Trek ne nous ayant pas fourni les coupelles de direction et le pied d’amortisseur pour le montage en 29″, nous n’avons pas pu essayer ces possibilités d’évolutions mais on a pu tester le montage avec un amortisseur à ressort hélicoïdal, le dernier RockShox Vivid Coil en l’occurence. Dans cette configuration, le grip est poussé encore un cran plus loin et la suspension gagne en souplesse ce qu’elle perd en support et en lecture de terrain : le Slash devient presque un tapis volant, qui filtre les impacts et se fait étonnement confortable pour une machine de course.
Toutefois, attention au piège. Cette nouvelle facilité de prise en main est une façade car la rigidité du cadre est toujours là, et les erreurs punies avec la même diligence. Disons que ça ne fait pas du Slash une machine plus accessible mais pour le ou la pilote qui aurait le niveau pour rouler sur ce genre de machine, c’est un montage intéressant pour s’économiser sur les longues journées en bikepark ou les enduros les plus caillouteux, sur des traces en altitude en montagne par exemple.

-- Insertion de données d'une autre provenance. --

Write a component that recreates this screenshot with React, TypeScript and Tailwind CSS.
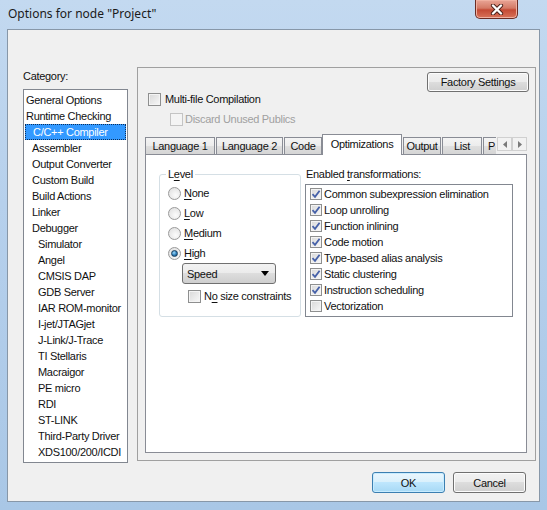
import React from 'react';

type TCategory = [string, number];

const CATEGORIES: TCategory[] = [
  ['General Options', 0],
  ['Runtime Checking', 0],
  ['C/C++ Compiler', 1],
  ['Assembler', 1],
  ['Output Converter', 1],
  ['Custom Build', 1],
  ['Build Actions', 1],
  ['Linker', 1],
  ['Debugger', 1],
  ['Simulator', 2],
  ['Angel', 2],
  ['CMSIS DAP', 2],
  ['GDB Server', 2],
  ['IAR ROM-monitor', 2],
  ['I-jet/JTAGjet', 2],
  ['J-Link/J-Trace', 2],
  ['TI Stellaris', 2],
  ['Macraigor', 2],
  ['PE micro', 2],
  ['RDI', 2],
  ['ST-LINK', 2],
  ['Third-Party Driver', 2],
  ['XDS100/200/ICDI', 2],
];

const INDENT = ['pl-[1px]', 'pl-[7px]', 'pl-[13px]'];

const TRANSFORMS: [string, boolean][] = [
  ['Common subexpression elimination', true],
  ['Loop unrolling', true],
  ['Function inlining', true],
  ['Code motion', true],
  ['Type-based alias analysis', true],
  ['Static clustering', true],
  ['Instruction scheduling', true],
  ['Vectorization', false],
];

const BTN =
  'rounded-[3px] border border-[#707070] bg-[linear-gradient(to_bottom,#f2f2f2_0%,#ebebeb_50%,#dddddd_50%,#cfcfcf_100%)] shadow-[inset_0_0_0_1px_#fcfcfc]';

function CheckBox({
  checked,
  disabled,
  small,
}: {
  checked?: boolean;
  disabled?: boolean;
  small?: boolean;
}) {
  return (
    <span
      className={`flex shrink-0 items-center justify-center border ${
        small ? 'size-[12px]' : 'size-[13px]'
      } ${
        disabled
          ? 'border-[#c4c4c4] bg-[#f4f4f4]'
          : 'border-[#8e8f8f] bg-[linear-gradient(135deg,#d8d8d8,#f8f8f8)] shadow-[inset_0_0_0_1px_#f4f4f4]'
      }`}
    >
      {checked ? (
        <svg height="10" viewBox="0 0 10 10" width="10">
          <path
            d="M1.5 5.2 L4 7.8 L8.6 1.8"
            fill="none"
            stroke="#4661a8"
            strokeWidth="1.8"
          />
        </svg>
      ) : null}
    </span>
  );
}

function Radio({ label, hot, checked }: { label: string; hot: number; checked?: boolean }) {
  return (
    <div className="flex h-[20px] items-center pl-[8px]">
      <span className="flex size-[13px] items-center justify-center rounded-full border border-[#9a9a9a] bg-[radial-gradient(circle_at_60%_65%,#fcfcfc,#dcdcdc)]">
        {checked ? (
          <span className="size-[7px] rounded-full border border-[#1b3f5e] bg-[radial-gradient(circle_at_40%_35%,#9fdcfb,#2b7bb8_55%,#0f3f66)]" />
        ) : null}
      </span>
      <span className="ml-[3px]">
        {label.slice(0, hot)}
        <u className="underline-offset-[2px]">{label.slice(hot, hot + 1)}</u>
        {label.slice(hot + 1)}
      </span>
    </div>
  );
}

function Tab({ label, w, active }: { label: string; w: string; active?: boolean }) {
  return active ? (
    <div
      className={`relative z-10 -mb-px flex h-[21px] shrink-0 justify-center border border-b-0 border-[#898c95] bg-white pt-[2px] ${w}`}
    >
      {label}
    </div>
  ) : (
    <div
      className={`flex h-[17px] shrink-0 items-center justify-center overflow-hidden whitespace-nowrap border border-b-0 border-[#898c95] bg-[linear-gradient(to_bottom,#f4f4f4_0%,#ececec_50%,#dfdfdf_50%,#d5d5d5_100%)] ${w}`}
    >
      {label}
    </div>
  );
}

function ArrowBtn({ dir }: { dir: 'l' | 'r' }) {
  return (
    <span className="flex h-[14px] w-[15px] items-center justify-center border border-[#d0d0d0] bg-[#f2f2f2]">
      <svg height="7" viewBox="0 0 4 7" width="4">
        <path d={dir === 'l' ? 'M4 0 L0 3.5 L4 7 Z' : 'M0 0 L4 3.5 L0 7 Z'} fill="#7a7a7a" />
      </svg>
    </span>
  );
}

export default function App() {
  return (
    <div className="h-[510px] w-[547px] overflow-hidden bg-[linear-gradient(to_bottom,#c3d9f0_0%,#b6d0ec_40%,#a9c7e6_100%)] font-['Liberation_Sans',Arial,sans-serif] text-[11px] leading-[14px] tracking-[-0.3px] text-[#111]">
      {/* title bar */}
      <div className="flex h-[29px] items-start justify-between">
        <div className="pt-[6px] pl-[8px] font-['Noto_Sans',sans-serif] text-[12px] leading-[16px] tracking-normal text-[#1a1a1a]">
          Options for node "Project"
        </div>
        <div className="mr-[29px] flex h-[19px] w-[43px] items-center justify-center rounded-b-[5px] border border-t-0 border-[#6b2c24] bg-[linear-gradient(to_bottom,#e9a596_0%,#d47a66_45%,#c44a35_55%,#d8735a_100%)] shadow-[inset_0_0_0_1px_#f0b0a0]">
          <svg height="11" viewBox="0 0 14 11" width="14">
            <path d="M3 1.5 L11 9.5 M11 1.5 L3 9.5" stroke="#4a2019" strokeLinecap="round" strokeWidth="4.2" />
            <path d="M3 1.5 L11 9.5 M11 1.5 L3 9.5" stroke="#ffffff" strokeLinecap="round" strokeWidth="2.4" />
          </svg>
        </div>
      </div>

      {/* client area */}
      <div className="mx-[7px] h-[473px] border border-[#8797a8] bg-[#f0f0f0]">
        <div className="flex h-[433px] items-start pl-[15px]">
          {/* category column */}
          <div className="w-[105px] shrink-0">
            <div className="mt-[39px] h-[14px]">Category:</div>
            <div className="mt-[6px] h-[374px] border border-[#828790] bg-white pt-[2px]">
              {CATEGORIES.map(([name, level]) =>
                name === 'C/C++ Compiler' ? (
                  <div
                    className="mx-px h-[16px] border border-dotted border-[#0c2f5a] bg-[#3399ff] pl-[7px] leading-[14px] text-white"
                    key={name}
                  >
                    {name}
                  </div>
                ) : (
                  <div className={`mx-px h-[16px] leading-[16px] ${INDENT[level]}`} key={name}>
                    {name}
                  </div>
                )
              )}
            </div>
          </div>

          {/* options panel */}
          <div className="mt-[37px] ml-[9px] h-[394px] w-[399px] shrink-0 border border-[#a0a0a0]">
            <div className="flex justify-end pt-[4px] pr-[6px]">
              <button className={`h-[20px] w-[102px] ${BTN}`} type="button">
                Factory Settings
              </button>
            </div>
            <div className="flex h-[14px] items-center pl-[10px]">
              <CheckBox />
              <span className="ml-[4px]">Multi-file Compilation</span>
            </div>
            <div className="mt-[6px] flex h-[14px] items-center pl-[32px] text-[#a0a0a0]">
              <CheckBox disabled />
              <span className="ml-[2px]">Discard Unused Publics</span>
            </div>

            {/* tabs */}
            <div className="mt-[8px] ml-[7px] w-[382px]">
              <div className="flex h-[20px] items-end">
                <Tab label="Language 1" w="w-[70px]" />
                <div className="w-px shrink-0" />
                <Tab label="Language 2" w="w-[67px]" />
                <div className="w-px shrink-0" />
                <Tab label="Code" w="w-[38px]" />
                <Tab active label="Optimizations" w="w-[80px]" />
                <div className="w-px shrink-0" />
                <Tab label="Output" w="w-[38px]" />
                <div className="w-px shrink-0" />
                <Tab label="List" w="w-[40px]" />
                <div className="w-px shrink-0" />
                <div className="flex h-[17px] w-[13px] shrink-0 items-center overflow-hidden border border-r-0 border-b-0 border-[#898c95] bg-[linear-gradient(to_bottom,#f4f4f4_0%,#ececec_50%,#dfdfdf_50%,#d5d5d5_100%)] pl-[4px]">
                  P
                </div>
                <div className="flex h-[20px] w-[31px] shrink-0 items-start bg-[#f0f0f0] pt-[3px] pl-px">
                  <ArrowBtn dir="l" />
                  <ArrowBtn dir="r" />
                </div>
              </div>

              <div className="h-[299px] border border-[#898c95] bg-white">
                <div className="flex items-start pt-[12px] pl-[13px]">
                  <fieldset className="w-[142px] rounded-[3px] border border-[#d5dfe5] pb-[13px]">
                    <legend className="ml-[6px] px-[2px] leading-[14px]">
                      L<u className="underline-offset-[2px]">e</u>vel
                    </legend>
                    <div className="mt-[2px]">
                      <Radio hot={0} label="None" />
                      <Radio hot={0} label="Low" />
                      <Radio hot={0} label="Medium" />
                      <Radio checked hot={0} label="High" />
                    </div>
                    <div className="ml-[22px] flex h-[21px] w-[94px] items-center justify-between rounded-[3px] border border-[#707070] bg-[linear-gradient(to_bottom,#f2f2f2_0%,#ebebeb_50%,#dddddd_50%,#cfcfcf_100%)] pr-[6px] pl-[4px]">
                      <span>Speed</span>
                      <svg height="5" viewBox="0 0 8 5" width="8">
                        <path d="M0 0 L8 0 L4 5 Z" fill="#000000" />
                      </svg>
                    </div>
                    <div className="mt-[5px] flex h-[14px] items-center pl-[28px]">
                      <CheckBox />
                      <span className="ml-[3px]">
                        N<u className="underline-offset-[2px]">o</u> size constraints
                      </span>
                    </div>
                  </fieldset>

                  <div className="ml-[4px]">
                    <div className="h-[14px] pl-px">
                      Enabled <u className="underline-offset-[2px]">t</u>ransformations:
                    </div>
                    <div className="mt-[3px] h-[133px] w-[208px] border border-[#828790] bg-white pt-px">
                      {TRANSFORMS.map(([name, on]) => (
                        <div className="flex h-[16px] items-center pl-[4px]" key={name}>
                          <CheckBox checked={on} small />
                          <span className="ml-[2px]">{name}</span>
                        </div>
                      ))}
                    </div>
                  </div>
                </div>
              </div>
            </div>
          </div>
        </div>

        {/* bottom buttons */}
        <div className="mt-[9px] flex justify-end gap-[8px] pr-[13px]">
          <button
            className="h-[21px] w-[73px] rounded-[3px] border border-[#3c7fb1] bg-[linear-gradient(to_bottom,#eaf6fd_0%,#d9f0fc_50%,#bee6fd_50%,#a7d9f5_100%)] shadow-[inset_0_0_0_1px_#c8ecff]"
            type="button"
          >
            OK
          </button>
          <button className={`h-[21px] w-[73px] ${BTN}`} type="button">
            Cancel
          </button>
        </div>
      </div>
    </div>
  );
}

Enfin, côté mécanique et entretien, nous n’avons pas rencontré les problèmes de déraillement qui ont marqué les premiers mois de la vie de cette sixième génération de Slash. D’après la marque, il s’agissait d’un problème d’entretoises au niveau du galet inférieur qui a rapidement été réglé. On notera toutefois qu’elle a choisi de revoir la conception de cette pièce pour le Slash+ à assistance électrique, et qu’on peut imaginer voir la version retravaillée arriver plus tard sur le Slash.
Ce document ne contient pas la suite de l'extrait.